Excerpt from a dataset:
★ ★ ★

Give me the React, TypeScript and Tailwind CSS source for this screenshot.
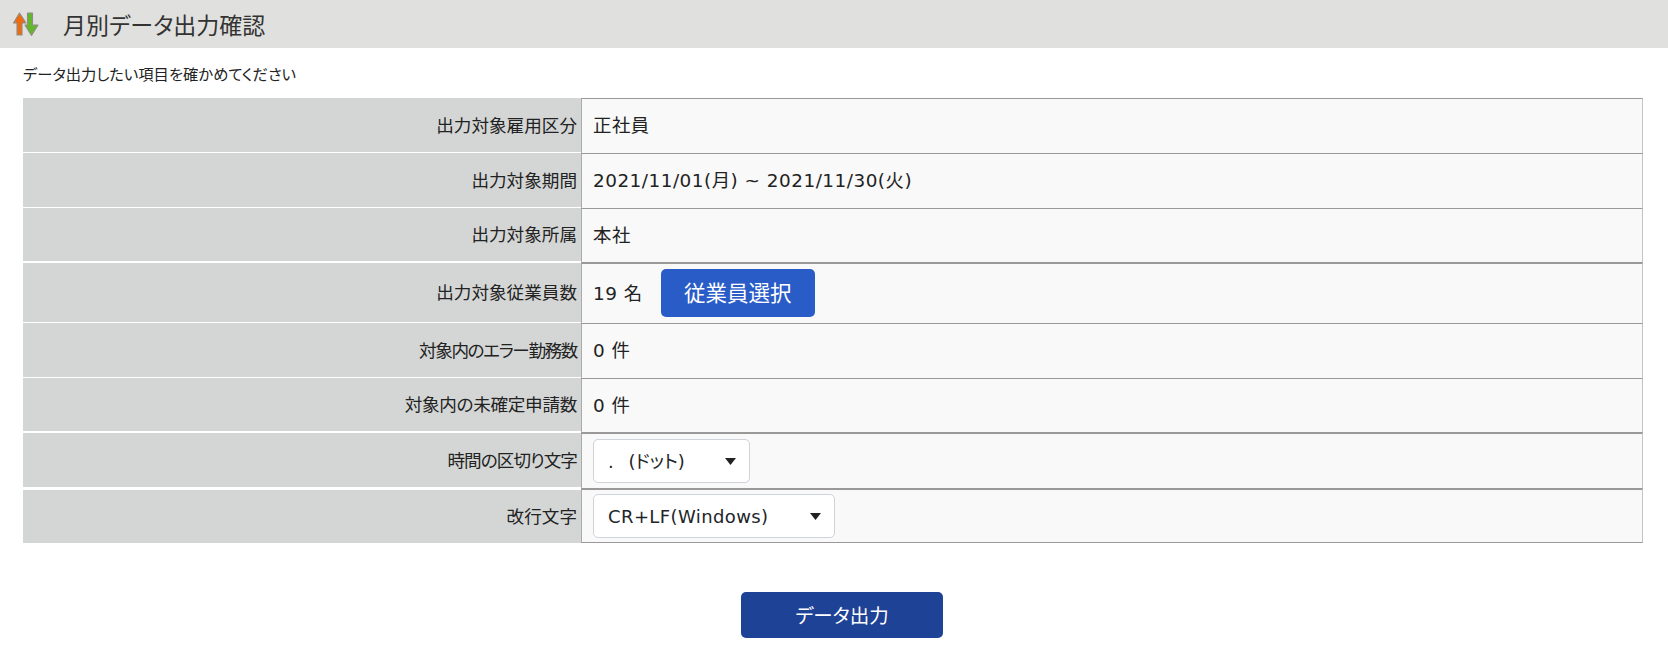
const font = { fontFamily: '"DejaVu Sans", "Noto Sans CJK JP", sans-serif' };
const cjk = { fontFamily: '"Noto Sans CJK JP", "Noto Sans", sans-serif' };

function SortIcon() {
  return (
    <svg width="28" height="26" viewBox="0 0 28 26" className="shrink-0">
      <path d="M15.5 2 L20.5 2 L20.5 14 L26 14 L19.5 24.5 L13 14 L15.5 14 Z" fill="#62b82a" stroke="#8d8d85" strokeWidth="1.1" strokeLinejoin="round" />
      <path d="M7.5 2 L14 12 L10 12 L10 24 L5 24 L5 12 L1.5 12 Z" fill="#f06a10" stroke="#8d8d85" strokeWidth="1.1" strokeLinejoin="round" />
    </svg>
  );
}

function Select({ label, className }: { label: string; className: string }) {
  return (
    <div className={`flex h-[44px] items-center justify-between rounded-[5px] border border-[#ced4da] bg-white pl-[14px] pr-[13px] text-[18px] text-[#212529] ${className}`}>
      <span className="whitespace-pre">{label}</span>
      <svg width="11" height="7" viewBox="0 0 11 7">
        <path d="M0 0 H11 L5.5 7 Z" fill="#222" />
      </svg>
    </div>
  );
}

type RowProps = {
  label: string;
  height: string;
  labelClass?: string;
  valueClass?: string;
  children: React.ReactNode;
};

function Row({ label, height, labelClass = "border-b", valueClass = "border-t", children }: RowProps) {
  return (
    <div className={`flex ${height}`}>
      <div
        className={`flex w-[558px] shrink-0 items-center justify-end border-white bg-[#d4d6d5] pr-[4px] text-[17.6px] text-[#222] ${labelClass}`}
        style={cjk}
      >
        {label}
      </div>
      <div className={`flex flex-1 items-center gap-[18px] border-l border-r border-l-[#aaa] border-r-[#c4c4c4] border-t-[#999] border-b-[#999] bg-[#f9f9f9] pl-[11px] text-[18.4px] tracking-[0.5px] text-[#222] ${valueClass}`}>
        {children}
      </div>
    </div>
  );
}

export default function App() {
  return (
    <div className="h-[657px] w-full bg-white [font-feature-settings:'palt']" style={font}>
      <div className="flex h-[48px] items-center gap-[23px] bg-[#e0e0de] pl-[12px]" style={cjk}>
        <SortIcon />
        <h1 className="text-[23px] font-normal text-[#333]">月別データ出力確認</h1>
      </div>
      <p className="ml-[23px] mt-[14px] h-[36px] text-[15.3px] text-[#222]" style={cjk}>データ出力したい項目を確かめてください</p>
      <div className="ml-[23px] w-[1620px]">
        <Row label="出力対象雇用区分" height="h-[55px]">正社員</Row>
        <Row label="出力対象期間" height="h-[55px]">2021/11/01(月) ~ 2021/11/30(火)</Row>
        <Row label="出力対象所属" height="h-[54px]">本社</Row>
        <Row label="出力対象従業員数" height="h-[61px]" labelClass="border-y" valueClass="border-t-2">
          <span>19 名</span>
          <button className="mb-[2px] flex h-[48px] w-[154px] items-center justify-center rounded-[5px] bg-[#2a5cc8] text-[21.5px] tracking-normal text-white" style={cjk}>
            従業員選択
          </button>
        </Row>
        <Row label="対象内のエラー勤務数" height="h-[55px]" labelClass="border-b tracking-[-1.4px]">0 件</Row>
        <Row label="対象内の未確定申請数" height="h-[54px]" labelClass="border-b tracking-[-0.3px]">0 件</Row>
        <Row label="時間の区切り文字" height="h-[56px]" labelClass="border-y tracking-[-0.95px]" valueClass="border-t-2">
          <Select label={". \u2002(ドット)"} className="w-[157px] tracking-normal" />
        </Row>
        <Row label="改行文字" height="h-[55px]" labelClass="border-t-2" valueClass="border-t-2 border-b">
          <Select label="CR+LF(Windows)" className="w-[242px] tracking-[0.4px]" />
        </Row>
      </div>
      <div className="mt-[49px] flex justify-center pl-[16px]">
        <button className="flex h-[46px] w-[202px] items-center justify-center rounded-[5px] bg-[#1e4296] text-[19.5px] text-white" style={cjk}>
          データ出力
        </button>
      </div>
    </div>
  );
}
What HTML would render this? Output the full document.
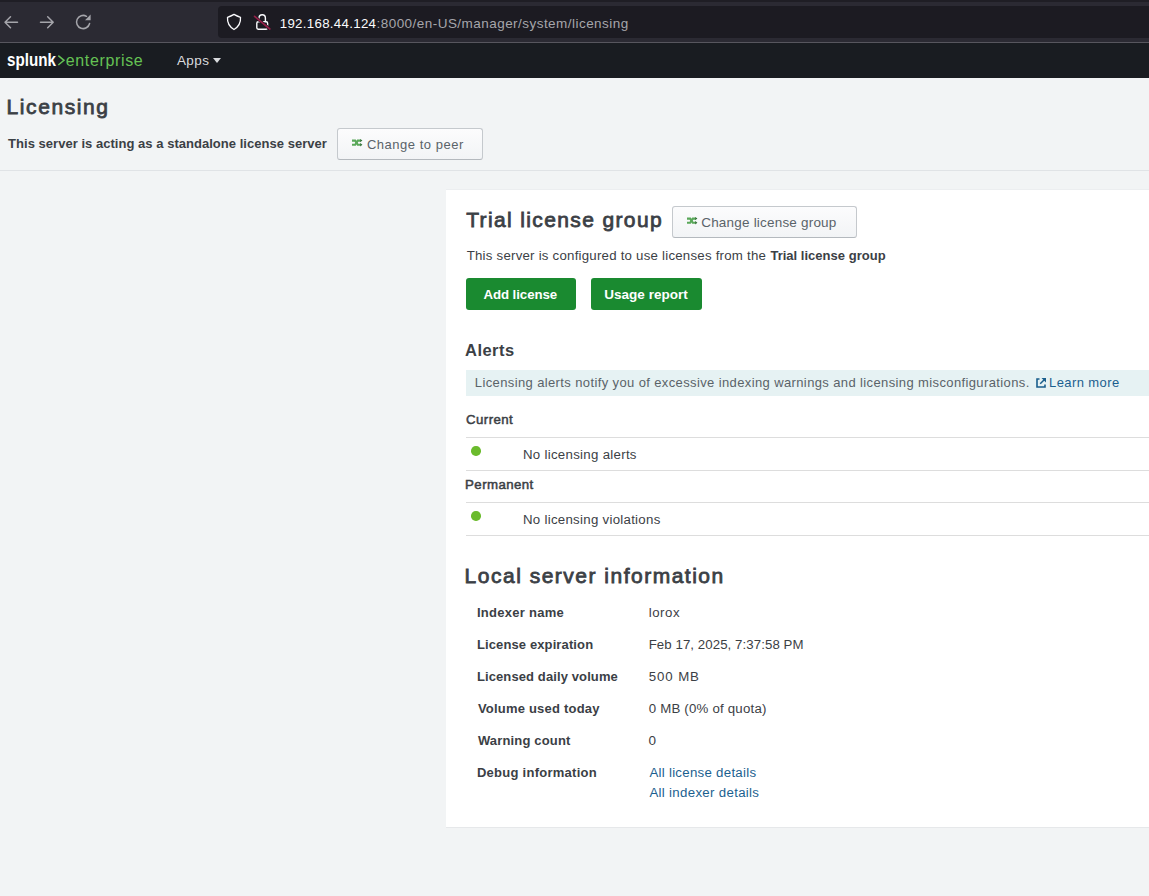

★ ★ ★

Restate the listing above word for word, and skip the pictures.

Written answer:
Give me the React, TypeScript and Tailwind CSS source for this screenshot.
const font = { fontFamily: '"DejaVu Sans", "Noto Sans CJK JP", sans-serif' };
const cjk = { fontFamily: '"Noto Sans CJK JP", "Noto Sans", sans-serif' };

function SortIcon() {
  return (
    <svg width="28" height="26" viewBox="0 0 28 26" className="shrink-0">
      <path d="M15.5 2 L20.5 2 L20.5 14 L26 14 L19.5 24.5 L13 14 L15.5 14 Z" fill="#62b82a" stroke="#8d8d85" strokeWidth="1.1" strokeLinejoin="round" />
      <path d="M7.5 2 L14 12 L10 12 L10 24 L5 24 L5 12 L1.5 12 Z" fill="#f06a10" stroke="#8d8d85" strokeWidth="1.1" strokeLinejoin="round" />
    </svg>
  );
}

function Select({ label, className }: { label: string; className: string }) {
  return (
    <div className={`flex h-[44px] items-center justify-between rounded-[5px] border border-[#ced4da] bg-white pl-[14px] pr-[13px] text-[18px] text-[#212529] ${className}`}>
      <span className="whitespace-pre">{label}</span>
      <svg width="11" height="7" viewBox="0 0 11 7">
        <path d="M0 0 H11 L5.5 7 Z" fill="#222" />
      </svg>
    </div>
  );
}

type RowProps = {
  label: string;
  height: string;
  labelClass?: string;
  valueClass?: string;
  children: React.ReactNode;
};

function Row({ label, height, labelClass = "border-b", valueClass = "border-t", children }: RowProps) {
  return (
    <div className={`flex ${height}`}>
      <div
        className={`flex w-[558px] shrink-0 items-center justify-end border-white bg-[#d4d6d5] pr-[4px] text-[17.6px] text-[#222] ${labelClass}`}
        style={cjk}
      >
        {label}
      </div>
      <div className={`flex flex-1 items-center gap-[18px] border-l border-r border-l-[#aaa] border-r-[#c4c4c4] border-t-[#999] border-b-[#999] bg-[#f9f9f9] pl-[11px] text-[18.4px] tracking-[0.5px] text-[#222] ${valueClass}`}>
        {children}
      </div>
    </div>
  );
}

export default function App() {
  return (
    <div className="h-[657px] w-full bg-white [font-feature-settings:'palt']" style={font}>
      <div className="flex h-[48px] items-center gap-[23px] bg-[#e0e0de] pl-[12px]" style={cjk}>
        <SortIcon />
        <h1 className="text-[23px] font-normal text-[#333]">月別データ出力確認</h1>
      </div>
      <p className="ml-[23px] mt-[14px] h-[36px] text-[15.3px] text-[#222]" style={cjk}>データ出力したい項目を確かめてください</p>
      <div className="ml-[23px] w-[1620px]">
        <Row label="出力対象雇用区分" height="h-[55px]">正社員</Row>
        <Row label="出力対象期間" height="h-[55px]">2021/11/01(月) ~ 2021/11/30(火)</Row>
        <Row label="出力対象所属" height="h-[54px]">本社</Row>
        <Row label="出力対象従業員数" height="h-[61px]" labelClass="border-y" valueClass="border-t-2">
          <span>19 名</span>
          <button className="mb-[2px] flex h-[48px] w-[154px] items-center justify-center rounded-[5px] bg-[#2a5cc8] text-[21.5px] tracking-normal text-white" style={cjk}>
            従業員選択
          </button>
        </Row>
        <Row label="対象内のエラー勤務数" height="h-[55px]" labelClass="border-b tracking-[-1.4px]">0 件</Row>
        <Row label="対象内の未確定申請数" height="h-[54px]" labelClass="border-b tracking-[-0.3px]">0 件</Row>
        <Row label="時間の区切り文字" height="h-[56px]" labelClass="border-y tracking-[-0.95px]" valueClass="border-t-2">
          <Select label={". \u2002(ドット)"} className="w-[157px] tracking-normal" />
        </Row>
        <Row label="改行文字" height="h-[55px]" labelClass="border-t-2" valueClass="border-t-2 border-b">
          <Select label="CR+LF(Windows)" className="w-[242px] tracking-[0.4px]" />
        </Row>
      </div>
      <div className="mt-[49px] flex justify-center pl-[16px]">
        <button className="flex h-[46px] w-[202px] items-center justify-center rounded-[5px] bg-[#1e4296] text-[19.5px] text-white" style={cjk}>
          データ出力
        </button>
      </div>
    </div>
  );
}
What HTML would render this? Output the full document.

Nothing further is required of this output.